» Instructions for the task
Copy the data that follows exactly. Include no pictures.

» Collected data
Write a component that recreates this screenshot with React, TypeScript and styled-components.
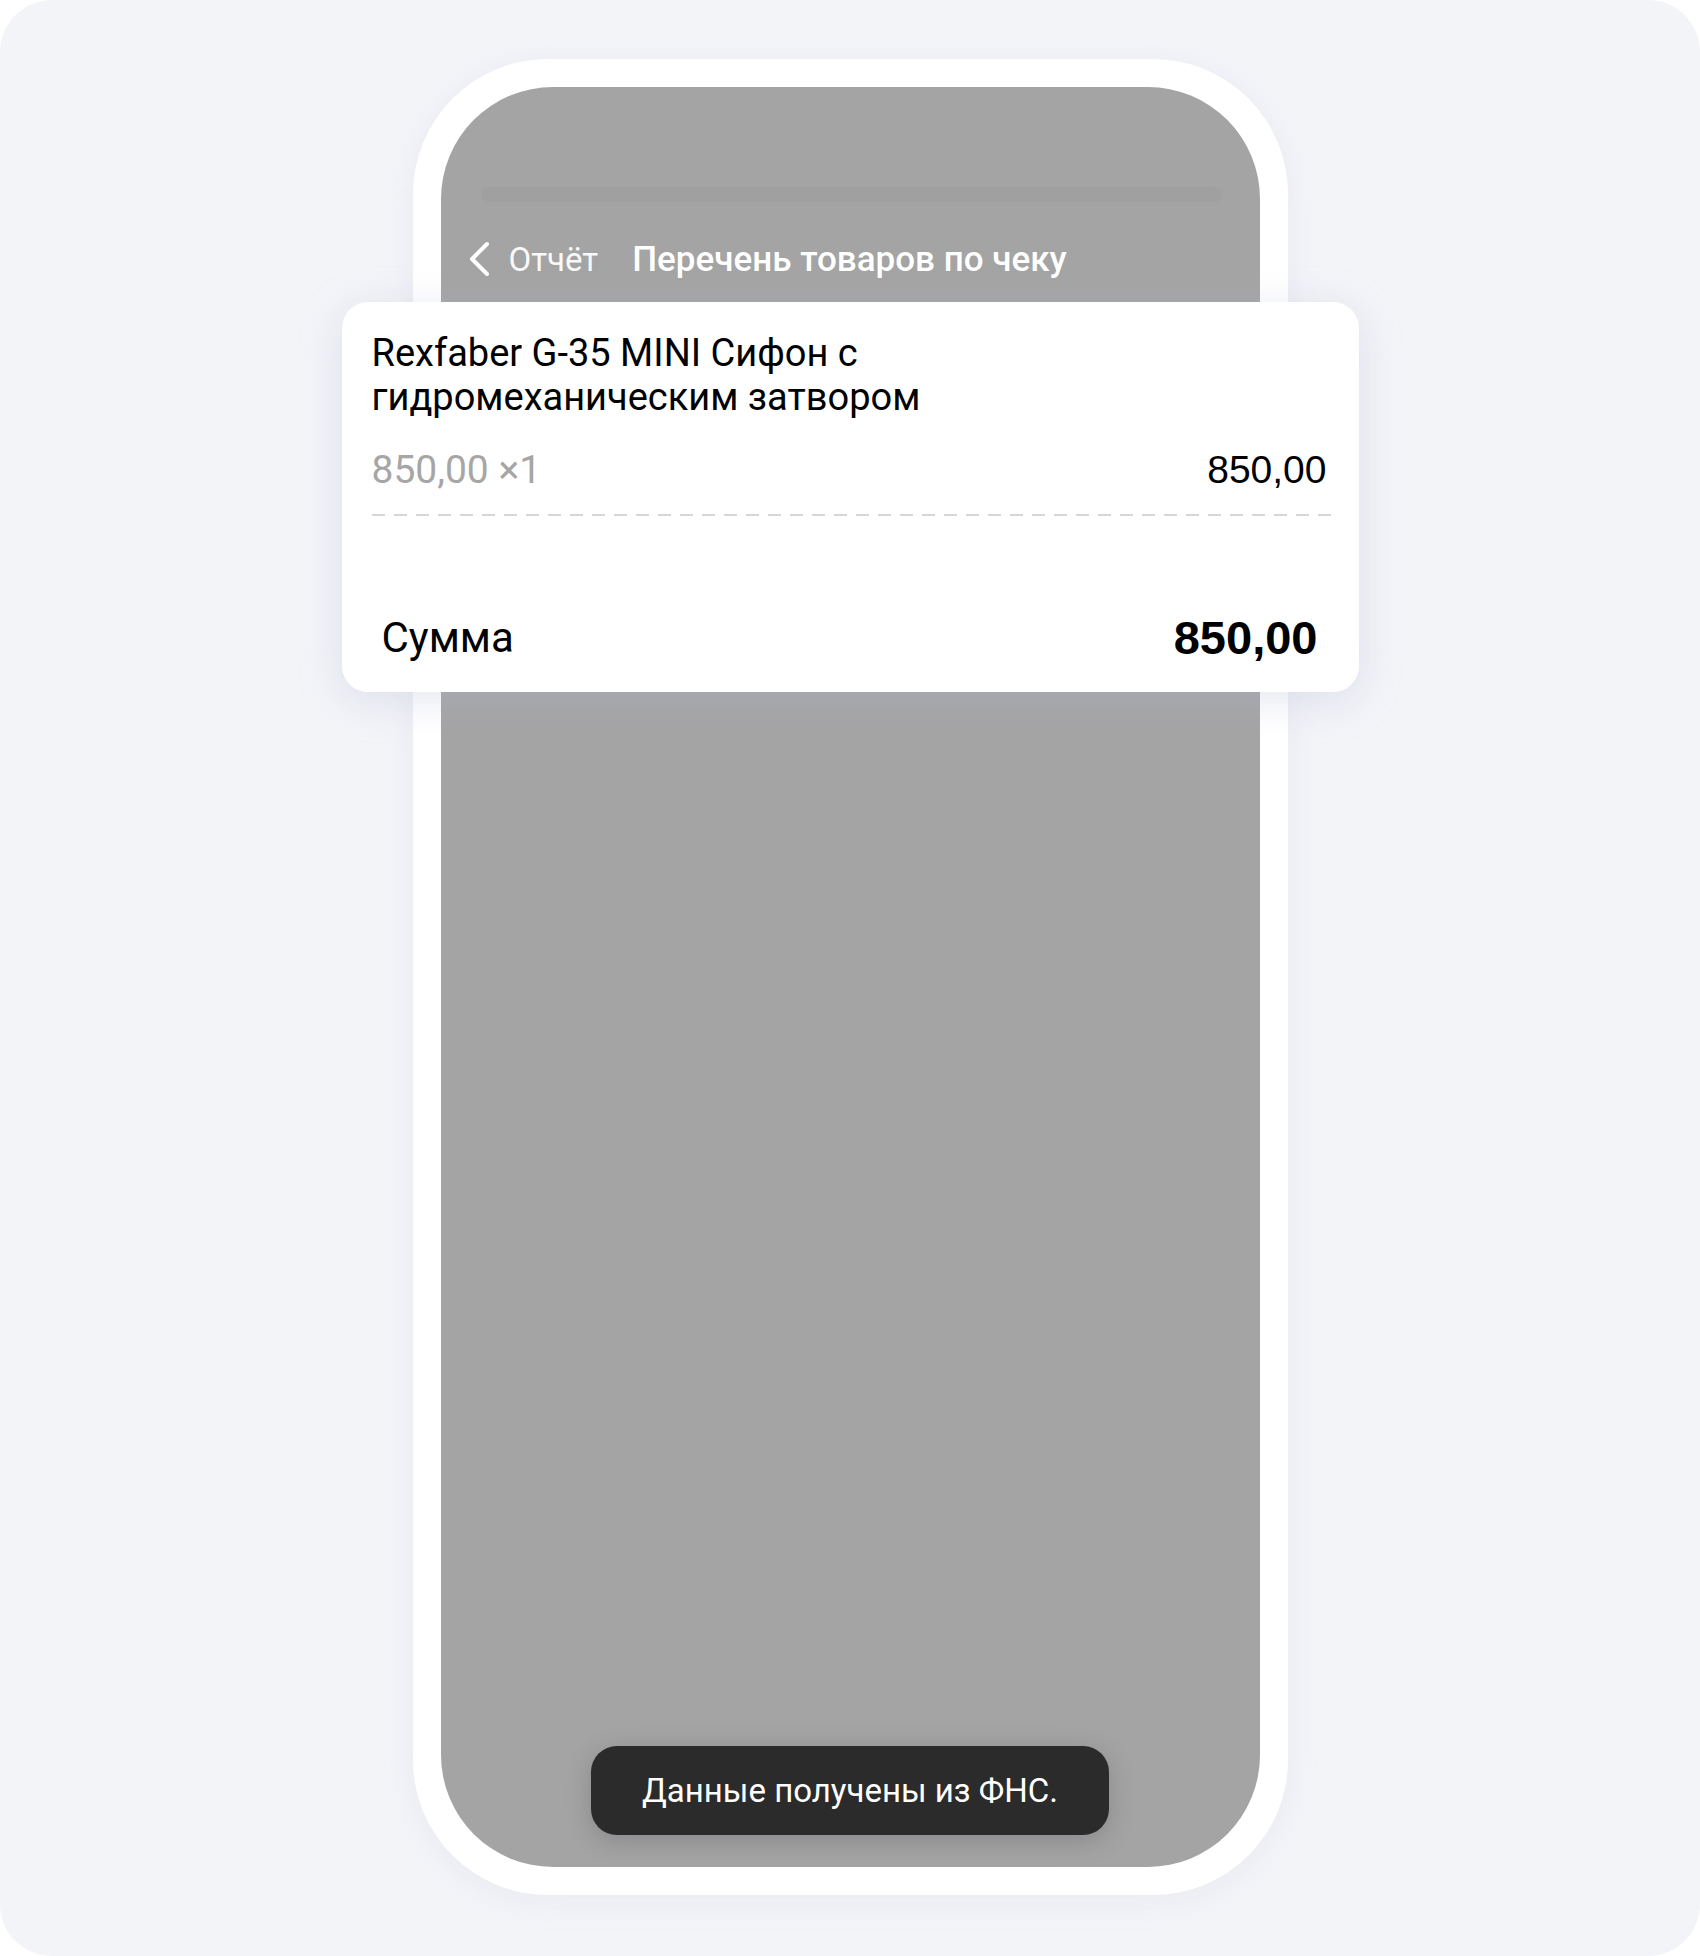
import React from "react";
import styled, { createGlobalStyle } from "styled-components";

const GlobalStyle = createGlobalStyle`
  html, body {
    margin: 0;
    padding: 0;
    background: #ffffff;
  }
  body {
    font-family: Roboto, "Noto Sans", sans-serif;
    -webkit-font-smoothing: antialiased;
  }
`;

const Page = styled.div`
  width: 1700px;
  height: 1956px;
  background: #f3f4f8;
  border-radius: 52px;
  display: flex;
  justify-content: center;
  padding-top: 59px;
  box-sizing: border-box;
`;

const Phone = styled.div`
  width: 875px;
  height: 1836px;
  box-sizing: border-box;
  padding: 28px;
  background: #ffffff;
  border-radius: 135px;
  box-shadow: 0 6px 30px rgba(190, 195, 215, 0.18);
`;

const Screen = styled.div`
  height: 100%;
  background: #a4a4a4;
  border-radius: 112px;
  display: flex;
  flex-direction: column;
`;

const StatusBar = styled.div`
  margin: 100px 38px 0 40px;
  height: 15px;
  border-radius: 8px;
  background: #a0a0a0;
`;

const NavBar = styled.div`
  height: 100px;
  box-sizing: border-box;
  padding: 14px 0 0 27px;
  display: flex;
  align-items: center;
  color: #ffffff;
`;

const BackButton = styled.div`
  display: flex;
  align-items: center;
  gap: 19px;
  margin-right: 34px;
`;

const BackLabel = styled.span`
  font-size: 33px;
  font-weight: 400;
  color: rgba(255, 255, 255, 0.95);
`;

const NavTitle = styled.span`
  font-size: 35px;
  font-weight: 500;
`;

const Sheet = styled.div`
  margin: 0 -99px;
  background: #ffffff;
  border-radius: 26px;
  padding: 29px 25px 30px 30px;
  box-shadow: 0 8px 40px rgba(180, 186, 215, 0.35);
  color: #000000;
`;

const ItemTitle = styled.div`
  font-size: 38px;
  line-height: 44px;
  font-weight: 400;
`;

const PriceRow = styled.div`
  margin-top: 29px;
  margin-right: 7px;
  height: 44px;
  display: flex;
  align-items: center;
  justify-content: space-between;
`;

const UnitPrice = styled.span`
  font-size: 39px;
  color: #a6a6a6;
`;

const LinePrice = styled.span`
  font-family: "Liberation Sans", Arial, sans-serif;
  font-size: 39px;
`;

const Divider = styled.div`
  margin-top: 22px;
  height: 2px;
  background: repeating-linear-gradient(
    to right,
    #d6d6d6 0 13px,
    transparent 13px 22px
  );
`;

const SumRow = styled.div`
  margin-top: 96px;
  height: 50px;
  padding: 0 16px 0 10px;
  display: flex;
  align-items: center;
  justify-content: space-between;
`;

const SumLabel = styled.span`
  font-size: 42px;
`;

const SumValue = styled.span`
  font-family: "Liberation Sans", Arial, sans-serif;
  font-size: 47px;
  font-weight: 700;
`;

const Spacer = styled.div`
  flex: 1;
`;

const Toast = styled.div`
  align-self: center;
  margin-bottom: 32px;
  width: 518px;
  height: 89px;
  box-sizing: border-box;
  border-radius: 26px;
  background: #2b2b2b;
  color: #ffffff;
  font-size: 33px;
  display: flex;
  align-items: center;
  justify-content: center;
  box-shadow: 0 6px 24px rgba(60, 60, 70, 0.25);
`;

const Chevron = () => (
  <svg width="22" height="36" viewBox="0 0 22 36" fill="none">
    <polyline
      points="19,3 4,18 19,33"
      stroke="#ffffff"
      strokeWidth="4"
      strokeLinecap="round"
      strokeLinejoin="round"
    />
  </svg>
);

export default function App() {
  return (
    <>
      <GlobalStyle />
      <Page>
        <Phone>
          <Screen>
            <StatusBar />
            <NavBar>
              <BackButton>
                <Chevron />
                <BackLabel>Отчёт</BackLabel>
              </BackButton>
              <NavTitle>Перечень товаров по чеку</NavTitle>
            </NavBar>
            <Sheet>
              <ItemTitle>
                Rexfaber G-35 MINI Сифон с<br />
                гидромеханическим затвором
              </ItemTitle>
              <PriceRow>
                <UnitPrice>850,00 ×1</UnitPrice>
                <LinePrice>850,00</LinePrice>
              </PriceRow>
              <Divider />
              <SumRow>
                <SumLabel>Сумма</SumLabel>
                <SumValue>850,00</SumValue>
              </SumRow>
            </Sheet>
            <Spacer />
            <Toast>Данные получены из ФНС.</Toast>
          </Screen>
        </Phone>
      </Page>
    </>
  );
}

» Full response
Write a component that recreates this screenshot with React, TypeScript and styled-components.
import React from "react";
import styled, { createGlobalStyle } from "styled-components";

const GlobalStyle = createGlobalStyle`
  html, body {
    margin: 0;
    padding: 0;
    background: #ffffff;
  }
  body {
    font-family: Roboto, "Noto Sans", sans-serif;
    -webkit-font-smoothing: antialiased;
  }
`;

const Page = styled.div`
  width: 1700px;
  height: 1956px;
  background: #f3f4f8;
  border-radius: 52px;
  display: flex;
  justify-content: center;
  padding-top: 59px;
  box-sizing: border-box;
`;

const Phone = styled.div`
  width: 875px;
  height: 1836px;
  box-sizing: border-box;
  padding: 28px;
  background: #ffffff;
  border-radius: 135px;
  box-shadow: 0 6px 30px rgba(190, 195, 215, 0.18);
`;

const Screen = styled.div`
  height: 100%;
  background: #a4a4a4;
  border-radius: 112px;
  display: flex;
  flex-direction: column;
`;

const StatusBar = styled.div`
  margin: 100px 38px 0 40px;
  height: 15px;
  border-radius: 8px;
  background: #a0a0a0;
`;

const NavBar = styled.div`
  height: 100px;
  box-sizing: border-box;
  padding: 14px 0 0 27px;
  display: flex;
  align-items: center;
  color: #ffffff;
`;

const BackButton = styled.div`
  display: flex;
  align-items: center;
  gap: 19px;
  margin-right: 34px;
`;

const BackLabel = styled.span`
  font-size: 33px;
  font-weight: 400;
  color: rgba(255, 255, 255, 0.95);
`;

const NavTitle = styled.span`
  font-size: 35px;
  font-weight: 500;
`;

const Sheet = styled.div`
  margin: 0 -99px;
  background: #ffffff;
  border-radius: 26px;
  padding: 29px 25px 30px 30px;
  box-shadow: 0 8px 40px rgba(180, 186, 215, 0.35);
  color: #000000;
`;

const ItemTitle = styled.div`
  font-size: 38px;
  line-height: 44px;
  font-weight: 400;
`;

const PriceRow = styled.div`
  margin-top: 29px;
  margin-right: 7px;
  height: 44px;
  display: flex;
  align-items: center;
  justify-content: space-between;
`;

const UnitPrice = styled.span`
  font-size: 39px;
  color: #a6a6a6;
`;

const LinePrice = styled.span`
  font-family: "Liberation Sans", Arial, sans-serif;
  font-size: 39px;
`;

const Divider = styled.div`
  margin-top: 22px;
  height: 2px;
  background: repeating-linear-gradient(
    to right,
    #d6d6d6 0 13px,
    transparent 13px 22px
  );
`;

const SumRow = styled.div`
  margin-top: 96px;
  height: 50px;
  padding: 0 16px 0 10px;
  display: flex;
  align-items: center;
  justify-content: space-between;
`;

const SumLabel = styled.span`
  font-size: 42px;
`;

const SumValue = styled.span`
  font-family: "Liberation Sans", Arial, sans-serif;
  font-size: 47px;
  font-weight: 700;
`;

const Spacer = styled.div`
  flex: 1;
`;

const Toast = styled.div`
  align-self: center;
  margin-bottom: 32px;
  width: 518px;
  height: 89px;
  box-sizing: border-box;
  border-radius: 26px;
  background: #2b2b2b;
  color: #ffffff;
  font-size: 33px;
  display: flex;
  align-items: center;
  justify-content: center;
  box-shadow: 0 6px 24px rgba(60, 60, 70, 0.25);
`;

const Chevron = () => (
  <svg width="22" height="36" viewBox="0 0 22 36" fill="none">
    <polyline
      points="19,3 4,18 19,33"
      stroke="#ffffff"
      strokeWidth="4"
      strokeLinecap="round"
      strokeLinejoin="round"
    />
  </svg>
);

export default function App() {
  return (
    <>
      <GlobalStyle />
      <Page>
        <Phone>
          <Screen>
            <StatusBar />
            <NavBar>
              <BackButton>
                <Chevron />
                <BackLabel>Отчёт</BackLabel>
              </BackButton>
              <NavTitle>Перечень товаров по чеку</NavTitle>
            </NavBar>
            <Sheet>
              <ItemTitle>
                Rexfaber G-35 MINI Сифон с<br />
                гидромеханическим затвором
              </ItemTitle>
              <PriceRow>
                <UnitPrice>850,00 ×1</UnitPrice>
                <LinePrice>850,00</LinePrice>
              </PriceRow>
              <Divider />
              <SumRow>
                <SumLabel>Сумма</SumLabel>
                <SumValue>850,00</SumValue>
              </SumRow>
            </Sheet>
            <Spacer />
            <Toast>Данные получены из ФНС.</Toast>
          </Screen>
        </Phone>
      </Page>
    </>
  );
}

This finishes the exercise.